If I remember right from my summer in Cambridge, it's basically a rebranded Barnes and Noble, yes?


No; you're thinking of the actual HU bookstore, the Coop.


Ya that's right, now I remember


Ok.


My local blackwells has had a similar service for a while. The trouble is they charge more for an on-demand book than an off the shelf one. I've never seen anyone use the service.


The University of Waterloo (Ontario, Canada) also has one of these. I'm not sure when it was introduced, but I think it was at the start of this term. Thankfully, it is cheaper than off-the-shelf books (at least the two or three titles I looked at were).


I remember hearing about this, and was hoping for the price to be about half what it is. This is a great opportunity for physical books, but it won't be all that feasible until the cost for the on-demand books are significantly cheaper.


Does anyone have a link to a video of it at work? I'd like to see it in action.


Just a note that this machine is at Harvard Book Store, which is an independent business and not part of Harvard University as the shortened HN title might suggest.


Interesting! That's cheaper than an amazon 'e-book', and when you're done with it you can give the book away to the next person.


Yes, but Scribd E-books can be copied in the blink of the eye and without exchanging any money at all.


DRM, sure you could copy a book who's copyright has expired, but there have been DRM issues with those too. Also many people, me included, prefer the feel of paper.


It is difficult to determine just what, exactly is so revolutionary about this device. Is it that it is small and easy enough for an untrained operator to run? Is it affordable enough for a bookstore to install?

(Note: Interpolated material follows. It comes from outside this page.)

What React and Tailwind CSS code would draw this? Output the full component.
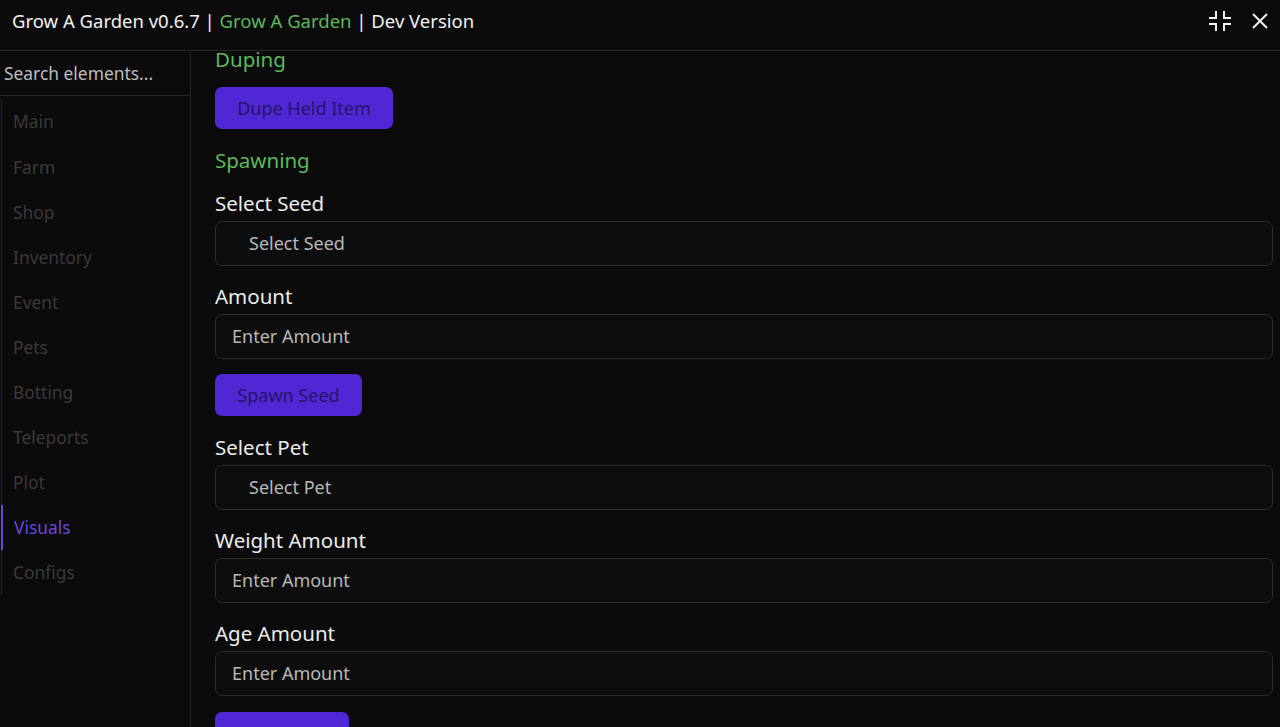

I ask, because on-demand book printing is nothing new, and $8 a book has been achievable for a long time. Lulu.com does it with Xerox iGen3's and 4's, attached to perfect-binding equipment, with a really snazzy workflow that automates everything from order to shipping. Of course, a single-machine setup requires a trained operator and about $1 million. (I'm a certified iGen4 operator, but not affiliated with Lulu).

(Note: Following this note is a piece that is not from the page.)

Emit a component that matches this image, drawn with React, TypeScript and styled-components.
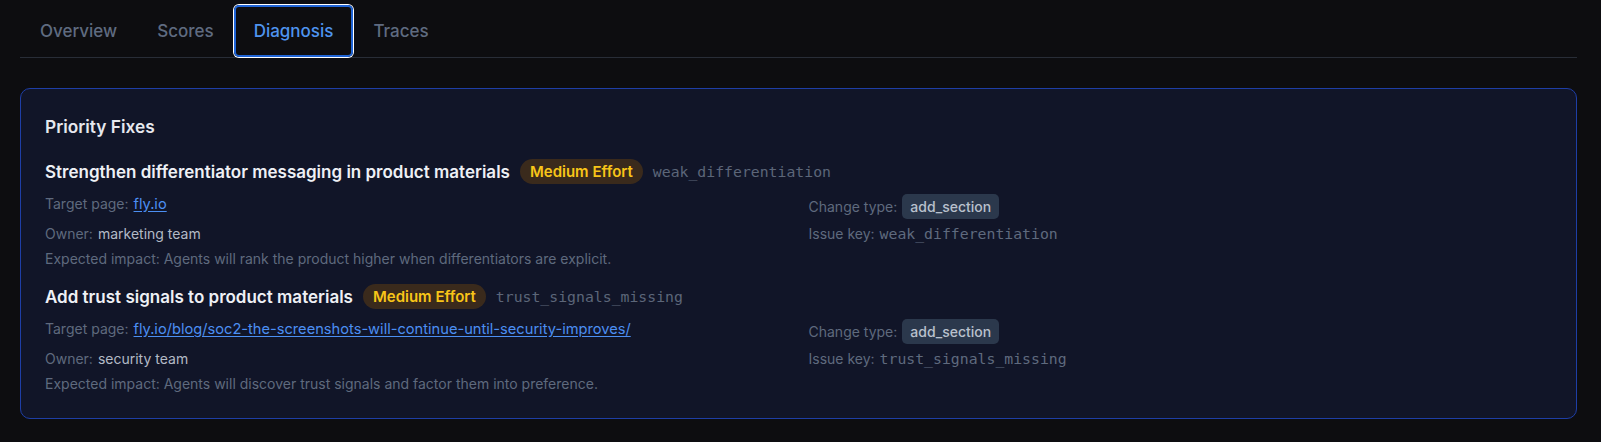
import styled, { createGlobalStyle } from "styled-components";

const GlobalStyle = createGlobalStyle`
  html, body {
    margin: 0;
    padding: 0;
    background: #0d0d10;
  }
  body {
    font-family: Inter, "Noto Sans", sans-serif;
    -webkit-font-smoothing: antialiased;
  }
`;

const Page = styled.div`
  padding: 5px 24px 23px 20px;
  background: #0d0d10;
  min-height: 100vh;
  box-sizing: border-box;
`;

const TabBar = styled.div`
  display: flex;
  border-bottom: 1px solid #282d37;
`;

const Tab = styled.button<{ $active?: boolean }>`
  height: 52px;
  padding: 0 20px;
  border: none;
  border-radius: 5px;
  background: transparent;
  font-family: inherit;
  font-size: 17px;
  font-weight: 500;
  color: ${(p) => (p.$active ? "#4f94ef" : "#5f6b80")};
  box-shadow: ${(p) => (p.$active ? "inset 0 0 0 2px #1f64d6, 0 0 0 1px #ffffff" : "none")};
  cursor: pointer;
`;

const Card = styled.section`
  margin-top: 30px;
  border: 1px solid #1e3ea6;
  border-radius: 10px;
  background: #111528;
  padding: 24px;
`;

const Heading = styled.h3`
  margin: 0 0 18px;
  font-size: 17.3px;
  line-height: 28px;
  font-weight: 600;
  color: #e6e8ee;
`;

const FixList = styled.div`
  display: flex;
  flex-direction: column;
  gap: 15px;
`;

const Fix = styled.div`
  display: flex;
  flex-direction: column;
  gap: 10px;
`;

const TitleRow = styled.div`
  display: flex;
  align-items: center;
  gap: 10px;
  height: 25px;
`;

const Title = styled.span`
  font-size: 17px;
  font-weight: 600;
  color: #eef0f5;
`;

const EffortBadge = styled.span`
  display: inline-flex;
  align-items: center;
  height: 25px;
  padding: 0 10px;
  border-radius: 999px;
  background: #3a2a1c;
  color: #f8c518;
  font-size: 15px;
  font-weight: 600;
`;

const Mono = styled.span<{ $color?: string }>`
  font-family: "DejaVu Sans Mono", "Liberation Mono", monospace;
  font-size: 14.8px;
  color: ${(p) => p.$color ?? "#5c6679"};
`;

const Details = styled.div`
  display: grid;
  grid-template-columns: 1fr 1fr;
  column-gap: 20px;
  row-gap: 5px;
  font-size: 14px;
  line-height: 20px;
  color: #5f6a7e;
`;

const Field = styled.div<{ $top?: boolean }>`
  display: flex;
  align-items: center;
  gap: 5px;
  min-height: 20px;
  align-self: ${(p) => (p.$top ? "start" : "center")};
`;

const Value = styled.span`
  color: #b3bac6;
`;

const PageLink = styled.a`
  color: #4c8ff2;
  text-decoration: underline;
  text-underline-offset: 2px;
  font-size: 14.65px;
`;

const Chip = styled.span`
  display: inline-flex;
  align-items: center;
  height: 25px;
  padding: 0 8px;
  border-radius: 5px;
  background: #2b384c;
  color: #b9c1cd;
  font-size: 14px;
  font-weight: 500;
`;

type FixItem = {
  title: string;
  key: string;
  target: string;
  owner: string;
  impact: string;
  changeType: string;
};

const fixes: FixItem[] = [
  {
    title: "Strengthen differentiator messaging in product materials",
    key: "weak_differentiation",
    target: "fly.io",
    owner: "marketing team",
    impact: "Agents will rank the product higher when differentiators are explicit.",
    changeType: "add_section",
  },
  {
    title: "Add trust signals to product materials",
    key: "trust_signals_missing",
    target: "fly.io/blog/soc2-the-screenshots-will-continue-until-security-improves/",
    owner: "security team",
    impact: "Agents will discover trust signals and factor them into preference.",
    changeType: "add_section",
  },
];

const tabs = ["Overview", "Scores", "Diagnosis", "Traces"];

export default function App() {
  return (
    <>
      <GlobalStyle />
      <Page>
        <TabBar>
          {tabs.map((t) => (
            <Tab key={t} $active={t === "Diagnosis"}>
              {t}
            </Tab>
          ))}
        </TabBar>
        <Card>
          <Heading>Priority Fixes</Heading>
          <FixList>
            {fixes.map((f) => (
              <Fix key={f.key}>
                <TitleRow>
                  <Title>{f.title}</Title>
                  <EffortBadge>Medium Effort</EffortBadge>
                  <Mono>{f.key}</Mono>
                </TitleRow>
                <Details>
                  <Field $top>
                    Target page: <PageLink href="#">{f.target}</PageLink>
                  </Field>
                  <Field>
                    Change type: <Chip>{f.changeType}</Chip>
                  </Field>
                  <Field>
                    Owner: <Value>{f.owner}</Value>
                  </Field>
                  <Field>
                    Issue key: <Mono $color="#5f6a7e">{f.key}</Mono>
                  </Field>
                  <Field>Expected impact: {f.impact}</Field>
                </Details>
              </Fix>
            ))}
          </FixList>
        </Card>
      </Page>
    </>
  );
}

I'd guess these don't require trained operators, but the difference that the article specifies is that the new machine costs $100,000. So it's an order of magnitude difference from the existing solutions.


Unanswered is if this has superior print/bind quality compared to existing print on demand solutions.


I just helped set one of these up yesterday at a book store(networking, port forwarding, etc.). Its pretty badass, though I haven't seen it in action yet. Its going to access google's scanned books too!


To answer teilo's question, is it hard to use? Once the IT is set up, can a minimum wage employee reasonably operate the machine?


Remember how in Babylon5 they would turn in yesterday's printed newspaper to get today's news printed on the recycled pages? I think we are headed that way. Because reading on paper just has a certain handiness to it no matter how sophisticated our portable devices are.